Timeline to completion
NuScale Power was formed in 2007 with the goal of creating a Small Modular Reactor. In 2011, the global engineering and construction company Fluor became the primary investor in NuScale. More than 400 NuScale patents have been granted or are pending in 20 countries, and the company has more than 350 employees throughout its six offices in the U.S. and a seventh office in the United Kingdom.
Downs said the first three phases of the four-stage review process from the Nuclear Regulatory Commission have been completed ahead of schedule. The first plant is on schedule to open in 2026.

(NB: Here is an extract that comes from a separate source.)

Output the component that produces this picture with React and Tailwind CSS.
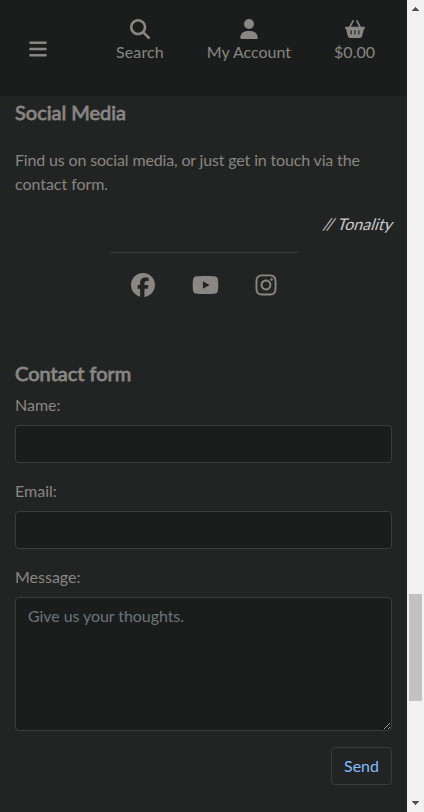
import { FaBars, FaMagnifyingGlass, FaUser, FaBasketShopping, FaFacebook, FaYoutube, FaInstagram } from "react-icons/fa6";

function NavItem({ icon: Icon, label, className }) {
  return (
    <a className={`flex flex-col items-center ${className}`}>
      <Icon className="h-5 w-auto" />
      <span className="mt-[1.5px] whitespace-nowrap leading-6">{label}</span>
    </a>
  );
}

function Header() {
  return (
    <header className="flex h-24 items-start bg-[#1b1d1c] pt-[18.5px]">
      <FaBars className="ml-[29px] mt-5 h-5 w-[18px] shrink-0" />
      <NavItem icon={FaMagnifyingGlass} label="Search" className="ml-[69px] tracking-[0.12px]" />
      <NavItem icon={FaUser} label="My Account" className="ml-[43px]" />
      <NavItem icon={FaBasketShopping} label="$0.00" className="ml-[43px]" />
    </header>
  );
}

function Heading({ children }) {
  return (
    <h2 className="text-xl font-normal leading-6 [-webkit-text-stroke:0.8px_#898684]">{children}</h2>
  );
}

function SocialMedia() {
  return (
    <section className="px-[15px] pt-1">
      <Heading>Social Media</Heading>
      <p className="mt-6 leading-6 tracking-[-0.155px]">
        Find us on social media, or just get in touch via the
        <br />
        <span className="tracking-[-0.05px]">contact form.</span>
      </p>
      <p className="-mr-[1.5px] mt-4 text-right leading-6 text-[#c9c9c9]">
        <span className="inline-block -skew-x-[18deg]">// Tonality</span>
      </p>
      <div className="mx-auto mt-4 h-px w-[189px] bg-[#383b3a]" />
      <div className="ml-[116px] mt-5 flex h-6 items-center">
        <FaFacebook className="h-6 w-6" />
        <FaYoutube className="ml-[36.5px] h-6 w-[27px]" />
        <FaInstagram className="ml-9 h-6 w-[22px]" />
      </div>
    </section>
  );
}

function Field({ label }) {
  return (
    <div className="mb-4">
      <label className="block leading-6">{label}</label>
      <input className="mt-2 block h-[38px] w-full rounded border border-[#3b3e3d] bg-[#1b1d1c] px-3 outline-none" />
    </div>
  );
}

function ContactForm() {
  return (
    <form className="mt-16 px-[15px]">
      <Heading>Contact form</Heading>
      <div className="mt-2">
        <Field label="Name:" />
        <Field label="Email:" />
      </div>
      <label className="block leading-6">Message:</label>
      <textarea
        placeholder="Give us your thoughts."
        className="mt-2 block h-[134px] w-full rounded border border-[#3b3e3d] bg-[#1b1d1c] px-3 py-1.5 leading-6 tracking-[-0.07px] outline-none placeholder:text-[#6c757d]"
      />
      <div className="mt-4 flex justify-end">
        <button type="button" className="h-[38px] w-[61px] rounded border border-[#383b3a] text-[#80bdff]">
          Send
        </button>
      </div>
    </form>
  );
}

function Arrow({ down }) {
  return (
    <svg viewBox="0 0 7 4" className={`h-1 w-[7px] ${down ? "rotate-180" : ""}`} fill="#505050" shapeRendering="crispEdges">
      <path d="M3 0h1v1h1v1h1v1h1v1H0V3h1V2h1V1h1z" />
    </svg>
  );
}

function Scrollbar() {
  return (
    <div className="flex w-[17px] shrink-0 flex-col items-center bg-[#f1f1f1]">
      <div className="flex h-[594px] items-start pt-[7px]">
        <Arrow />
      </div>
      <div className="h-[107px] w-[13px] bg-[#c1c1c1]" />
      <div className="flex grow items-end pb-[7px]">
        <Arrow down />
      </div>
    </div>
  );
}

export default function App() {
  return (
    <div className="flex h-[812px] w-[424px] overflow-hidden bg-[#222423] font-['Lato',sans-serif] text-base text-[#898684]">
      <main className="w-[407px] shrink-0">
        <Header />
        <SocialMedia />
        <ContactForm />
      </main>
      <Scrollbar />
    </div>
  );
}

“NuScale is committed to meeting our budgets and our times,” Downs said.
Between now and 2026, NuScale has several goals it needs to accomplish before the first reactor goes online. First is the design certification. Downs said they submitted their design certification request on time in 2016 and expect to receive the certification in September next year.
They plan to submit the Combined Operating License Application by 2021, and in 2022 fabrication of the first power module and construction on the plant will begin.
In 2023 NuScale will receive its final licensing, and the first Small Modular Reactor will go online in 2026.
Once online, Idaho Falls Power will receive its 10 megawatts from the plant. That could jump up to 14.8 megawatts in 2034.
The Department of Energy will pay for and construct the first NuScale power module. Prairie said because it’s the first of its kind, it will be the most expensive. The DOE will keep the module for 15 years for testing. After those 15 years are up, Idaho Falls Power will have the option of purchasing that module.
“The key that we have as an engineering firm … is to meet all our commitments on time and on budget, and so far we’ve done all that,” Downs said.